┏━━

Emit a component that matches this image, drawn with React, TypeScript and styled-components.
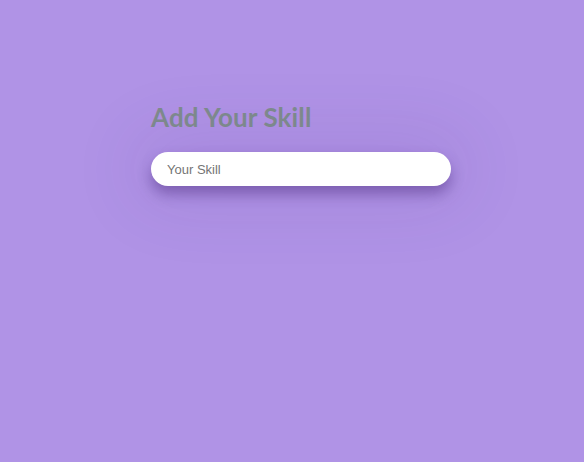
import React from "react";
import styled, { createGlobalStyle } from "styled-components";

const Global = createGlobalStyle`
  html, body {
    margin: 0;
    padding: 0;
    background: #b093e6;
    min-height: 100%;
  }
  body {
    font-family: "Liberation Sans", Arial, sans-serif;
  }
`;

const Page = styled.div`
  width: 584px;
  height: 462px;
  background: #b093e6;
  padding: 101px 0 0 151px;
  box-sizing: border-box;
`;

const Form = styled.section`
  width: 300px;
  display: flex;
  flex-direction: column;
  gap: 19px;
`;

const Title = styled.h2`
  margin: 0;
  font-family: Lato, "Open Sans", sans-serif;
  font-weight: 700;
  font-size: 26px;
  line-height: 32px;
  letter-spacing: 0.1px;
  color: #7f8c8d;
`;

const Input = styled.input`
  width: 300px;
  height: 34px;
  box-sizing: border-box;
  border: none;
  border-radius: 17px;
  background: #fff;
  padding: 0 16px;
  font-family: "Liberation Sans", Arial, sans-serif;
  font-size: 13px;
  color: #555;
  outline: none;
  box-shadow: 0 8px 14px rgba(70, 40, 120, 0.45),
    0 0 70px 20px rgba(70, 30, 130, 0.09);
  &::placeholder {
    color: #757575;
  }
`;

export default function App() {
  return (
    <>
      <Global />
      <Page>
        <Form>
          <Title>Add Your Skill</Title>
          <Input placeholder="Your Skill" />
        </Form>
      </Page>
    </>
  );
}
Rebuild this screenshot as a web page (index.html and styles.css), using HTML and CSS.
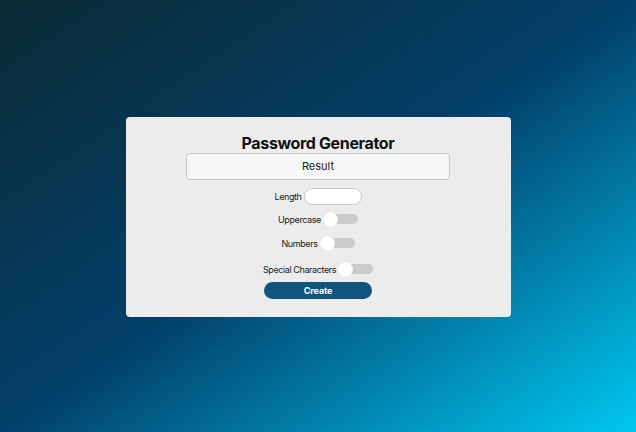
FILE: index.html
```html
<!DOCTYPE html>
<html lang="en">
<head>
<meta charset="utf-8">
<title>Password Generator</title>
<link rel="stylesheet" href="styles.css">
</head>
<body>
<main class="card">
  <h1 class="title">Password Generator</h1>
  <div class="result">Result</div>
  <div class="row row-length">
    <label class="label" for="len">Length</label>
    <input class="length-input" id="len" type="text">
  </div>
  <div class="row row-upper">
    <span class="label">Uppercase</span>
    <span class="toggle"><span class="knob"></span></span>
  </div>
  <div class="row row-numbers">
    <span class="label">Numbers</span>
    <span class="toggle"><span class="knob"></span></span>
  </div>
  <div class="row row-special">
    <span class="label">Special Characters</span>
    <span class="toggle"><span class="knob"></span></span>
  </div>
  <button class="create" type="button">Create</button>
</main>
</body>
</html>
```
FILE: styles.css
```css
html, body {
  margin: 0;
  height: 100%;
}
body {
  background: linear-gradient(to bottom right, #0b2a34 0%, #02406a 50%, #00c8f0 100%);
  font-family: Inter, "Open Sans", sans-serif;
  display: flex;
  align-items: center;
  justify-content: center;
}
.card {
  width: 385px;
  height: 200px;
  box-sizing: border-box;
  background: #ececec;
  border-radius: 4px;
  display: flex;
  flex-direction: column;
  align-items: center;
  padding-top: 16px;
  margin-top: 1px;
}
.title {
  margin: 0;
  font-size: 16px;
  line-height: 20px;
  font-weight: 700;
  color: #111;
  letter-spacing: -0.35px;
}
.result {
  width: 264px;
  height: 27px;
  box-sizing: border-box;
  border: 1px solid #c4c4c4;
  border-radius: 4px;
  background: #f7f7f7;
  display: flex;
  align-items: center;
  justify-content: center;
  font-size: 11px;
  color: #222;
}
.row {
  display: flex;
  align-items: center;
  justify-content: center;
  gap: 2px;
}
.label {
  font-size: 9px;
  color: #222;
  letter-spacing: -0.4px;
}
.row-length { margin-top: 8px; height: 17px; }
.row-upper { margin-top: 7px; height: 15px; }
.row-numbers { margin-top: 9px; height: 15px; }
.row-special { margin-top: 11px; height: 15px; }
.length-input {
  width: 58px;
  height: 17px;
  box-sizing: border-box;
  border: 1px solid #c8c8c8;
  border-radius: 9px;
  background: #fff;
  padding: 0;
  margin: 0;
  outline: none;
}
.toggle {
  position: relative;
  width: 35px;
  height: 15px;
  display: flex;
  align-items: center;
}
.toggle::before {
  content: "";
  position: absolute;
  left: 6px;
  right: 0;
  top: 2.5px;
  height: 10px;
  border-radius: 5px;
  background: #cbcbcb;
}
.knob {
  position: relative;
  width: 15px;
  height: 15px;
  border-radius: 50%;
  background: #fff;
  box-shadow: 0 0 1px rgba(0,0,0,0.15);
}
.create {
  margin-top: 5px;
  width: 108px;
  height: 17px;
  border: none;
  border-radius: 9px;
  background: #11557e;
  color: #fff;
  font-family: Inter, sans-serif;
  font-weight: 700;
  font-size: 9px;
  letter-spacing: -0.1px;
  padding: 0;
}
```
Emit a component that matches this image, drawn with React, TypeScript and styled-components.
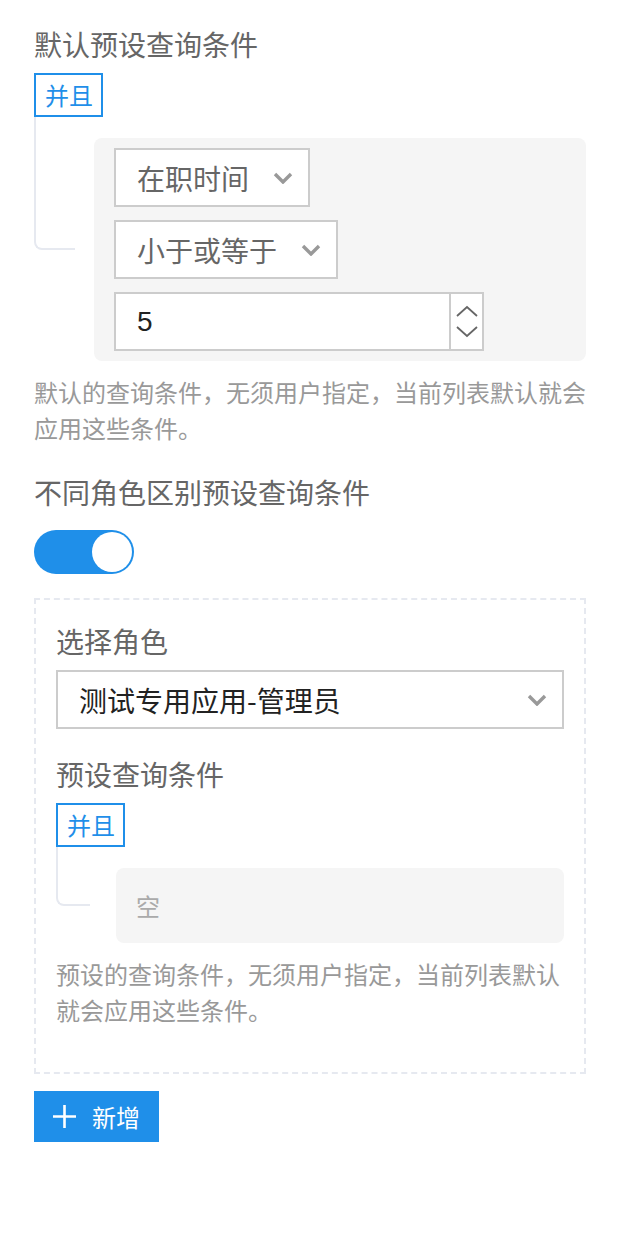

┗━━

GOAL: The records above should be reproduced exactly, with no pictures included.

THE REPLY:
Emit a component that matches this image, drawn with React, TypeScript and styled-components.
import React from "react";
import styled, { createGlobalStyle } from "styled-components";

const Global = createGlobalStyle`
  html, body {
    margin: 0;
    padding: 0;
    background: #b093e6;
    min-height: 100%;
  }
  body {
    font-family: "Liberation Sans", Arial, sans-serif;
  }
`;

const Page = styled.div`
  width: 584px;
  height: 462px;
  background: #b093e6;
  padding: 101px 0 0 151px;
  box-sizing: border-box;
`;

const Form = styled.section`
  width: 300px;
  display: flex;
  flex-direction: column;
  gap: 19px;
`;

const Title = styled.h2`
  margin: 0;
  font-family: Lato, "Open Sans", sans-serif;
  font-weight: 700;
  font-size: 26px;
  line-height: 32px;
  letter-spacing: 0.1px;
  color: #7f8c8d;
`;

const Input = styled.input`
  width: 300px;
  height: 34px;
  box-sizing: border-box;
  border: none;
  border-radius: 17px;
  background: #fff;
  padding: 0 16px;
  font-family: "Liberation Sans", Arial, sans-serif;
  font-size: 13px;
  color: #555;
  outline: none;
  box-shadow: 0 8px 14px rgba(70, 40, 120, 0.45),
    0 0 70px 20px rgba(70, 30, 130, 0.09);
  &::placeholder {
    color: #757575;
  }
`;

export default function App() {
  return (
    <>
      <Global />
      <Page>
        <Form>
          <Title>Add Your Skill</Title>
          <Input placeholder="Your Skill" />
        </Form>
      </Page>
    </>
  );
}
Rebuild this screenshot as a web page (index.html and styles.css), using HTML and CSS.
FILE: index.html
```html
<!DOCTYPE html>
<html lang="en">
<head>
<meta charset="utf-8">
<title>Password Generator</title>
<link rel="stylesheet" href="styles.css">
</head>
<body>
<main class="card">
  <h1 class="title">Password Generator</h1>
  <div class="result">Result</div>
  <div class="row row-length">
    <label class="label" for="len">Length</label>
    <input class="length-input" id="len" type="text">
  </div>
  <div class="row row-upper">
    <span class="label">Uppercase</span>
    <span class="toggle"><span class="knob"></span></span>
  </div>
  <div class="row row-numbers">
    <span class="label">Numbers</span>
    <span class="toggle"><span class="knob"></span></span>
  </div>
  <div class="row row-special">
    <span class="label">Special Characters</span>
    <span class="toggle"><span class="knob"></span></span>
  </div>
  <button class="create" type="button">Create</button>
</main>
</body>
</html>
```
FILE: styles.css
```css
html, body {
  margin: 0;
  height: 100%;
}
body {
  background: linear-gradient(to bottom right, #0b2a34 0%, #02406a 50%, #00c8f0 100%);
  font-family: Inter, "Open Sans", sans-serif;
  display: flex;
  align-items: center;
  justify-content: center;
}
.card {
  width: 385px;
  height: 200px;
  box-sizing: border-box;
  background: #ececec;
  border-radius: 4px;
  display: flex;
  flex-direction: column;
  align-items: center;
  padding-top: 16px;
  margin-top: 1px;
}
.title {
  margin: 0;
  font-size: 16px;
  line-height: 20px;
  font-weight: 700;
  color: #111;
  letter-spacing: -0.35px;
}
.result {
  width: 264px;
  height: 27px;
  box-sizing: border-box;
  border: 1px solid #c4c4c4;
  border-radius: 4px;
  background: #f7f7f7;
  display: flex;
  align-items: center;
  justify-content: center;
  font-size: 11px;
  color: #222;
}
.row {
  display: flex;
  align-items: center;
  justify-content: center;
  gap: 2px;
}
.label {
  font-size: 9px;
  color: #222;
  letter-spacing: -0.4px;
}
.row-length { margin-top: 8px; height: 17px; }
.row-upper { margin-top: 7px; height: 15px; }
.row-numbers { margin-top: 9px; height: 15px; }
.row-special { margin-top: 11px; height: 15px; }
.length-input {
  width: 58px;
  height: 17px;
  box-sizing: border-box;
  border: 1px solid #c8c8c8;
  border-radius: 9px;
  background: #fff;
  padding: 0;
  margin: 0;
  outline: none;
}
.toggle {
  position: relative;
  width: 35px;
  height: 15px;
  display: flex;
  align-items: center;
}
.toggle::before {
  content: "";
  position: absolute;
  left: 6px;
  right: 0;
  top: 2.5px;
  height: 10px;
  border-radius: 5px;
  background: #cbcbcb;
}
.knob {
  position: relative;
  width: 15px;
  height: 15px;
  border-radius: 50%;
  background: #fff;
  box-shadow: 0 0 1px rgba(0,0,0,0.15);
}
.create {
  margin-top: 5px;
  width: 108px;
  height: 17px;
  border: none;
  border-radius: 9px;
  background: #11557e;
  color: #fff;
  font-family: Inter, sans-serif;
  font-weight: 700;
  font-size: 9px;
  letter-spacing: -0.1px;
  padding: 0;
}
```
Emit a component that matches this image, drawn with React, TypeScript and styled-components.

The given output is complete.